Les forces armées évoluent dans le bon sens. Mais quels sont les points potentiellement « durs » qui focalisent votre attention ?
Je pense à nos militaires ainsi qu’aux personnels civils. Si nous souhaitons qu’ils soient en mesure de mener à bien les missions que nous leur confions, il leur faut de bonnes conditions de travail, c’est un sujet d’attention permanente. Ensuite, je suis avec attention la mise en oeuvre du plan mixité. Contrairement aux idées reçues, les armées y mettent beaucoup de bonne volonté, même si nous savons que le chemin est encore long. De même, concernant la mise en oeuvre du plan « Famille », j’ai demandé en ce début d’année qu’une vaste consultation soit conduite au plus près du terrain, dans les unités, auprès des comités sociaux, pour m’assurer que nous étions sur le bon chemin. En fonction des retours, le plan connaîtra des adaptations pour toujours améliorer le quotidien de nos militaires et être au plus près de leurs besoins. D’un point de vue opérationnel, nous devons continuer notre lutte contre Daech.

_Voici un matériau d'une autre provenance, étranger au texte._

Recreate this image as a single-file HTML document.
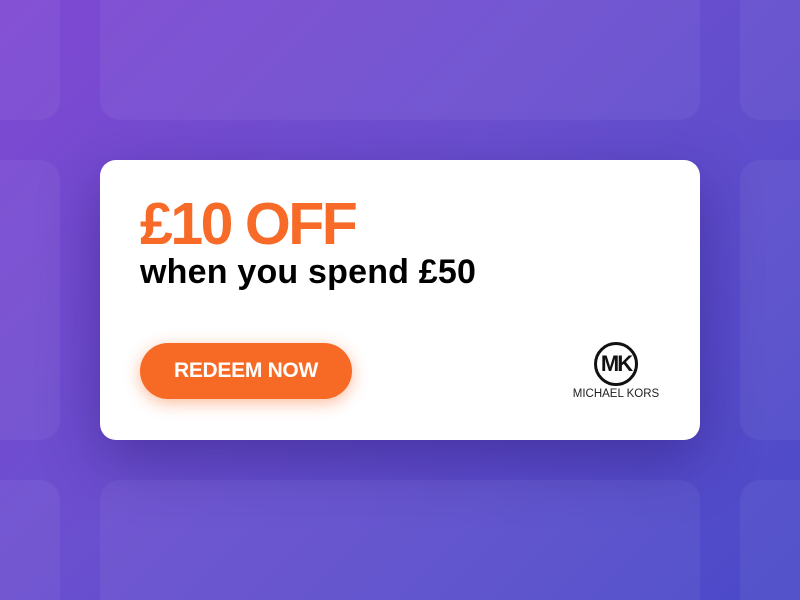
<!DOCTYPE html>
<html><head><meta charset="utf-8"><style>
html,body{margin:0;padding:0;width:800px;height:600px;overflow:hidden}
body{position:relative;background:linear-gradient(135deg,#7f48d2 0%,#6a4fcf 45%,#4a4ac8 100%);font-family:"Liberation Sans",sans-serif}
.t{position:absolute;border-radius:20px;background:rgba(255,255,255,0.05)}
.card{position:absolute;left:100px;top:160px;width:600px;height:280px;background:#fff;border-radius:16px;box-shadow:0 20px 60px rgba(40,20,110,0.45)}
.h1{position:absolute;left:140px;top:192px;font-size:59px;font-weight:bold;color:#f76a27;letter-spacing:-2.5px;line-height:64px;white-space:nowrap}
.h2{position:absolute;left:140px;top:252px;font-size:34px;font-weight:bold;color:#000;letter-spacing:0.2px;line-height:40px;white-space:nowrap}
.btn{position:absolute;left:140px;top:343px;width:212px;height:56px;border-radius:28px;background:#f76a25;box-shadow:0 4px 16px rgba(247,106,37,0.45);color:#fff;font-weight:bold;font-size:21px;line-height:56px;text-align:center;letter-spacing:-0.3px}
.logo{position:absolute;left:594px;top:342px;width:38px;height:38px;border:3px solid #111;border-radius:50%;text-align:center;font-weight:bold;font-size:22px;line-height:38px;letter-spacing:-2px;color:#111}
.mk{position:absolute;left:560px;top:388px;width:112px;text-align:center;font-size:11.5px;color:#222}
</style></head><body>
<div class="t" style="left:-20px;top:-20px;width:80px;height:140px"></div>
<div class="t" style="left:100px;top:-20px;width:600px;height:140px"></div>
<div class="t" style="left:740px;top:-20px;width:80px;height:140px"></div>
<div class="t" style="left:-20px;top:160px;width:80px;height:280px"></div>
<div class="t" style="left:740px;top:160px;width:80px;height:280px"></div>
<div class="t" style="left:-20px;top:480px;width:80px;height:120px;border-bottom-left-radius:0;border-bottom-right-radius:0"></div>
<div class="t" style="left:100px;top:480px;width:600px;height:120px;border-bottom-left-radius:0;border-bottom-right-radius:0"></div>
<div class="t" style="left:740px;top:480px;width:60px;height:120px;border-radius:20px 0 0 0"></div>
<div class="card"></div>
<div class="h1">£10 OFF</div>
<div class="h2">when you spend £50</div>
<div class="btn">REDEEM NOW</div>
<div class="logo">MK</div>
<div class="mk">MICHAEL KORS</div>
</body></html>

La situation sur le terrain est paradoxale : Daech n’a plus de territoire et est considérablement affaibli, mais pour autant il reste très dangereux, dans un mode de guérilla et de contre-insurrection. Il s’agit pour la coalition internationale et nos partenaires kurdes de trouver les poches, les grottes, les monts où les djihadistes se terrent et de continuer ce que nous faisons depuis 2014 : les combattre. La plus grande erreur serait de considérer la fin de leur territoire comme une victoire définitive. Il faut garder son sang-froid et continuer méthodiquement nos opérations. L’ennemi n’a pas disparu, même si le logiciel pour le combattre n’est plus le même, en l’absence d’une ligne de front claire. Cette lutte contre le terrorisme concerne aussi le territoire national : notre vigilance est au maximum pour protéger les Français grâce à « Sentinelle ». Enfin, en regardant vers le futur, je mets toute mon énergie pour que nous ne rations aucun virage important : cyber, spatial, intelligence artificielle. À l’échelle de nos programmes, tout doit être anticipé, et ce, longtemps à l’avance. Demain, c’était hier.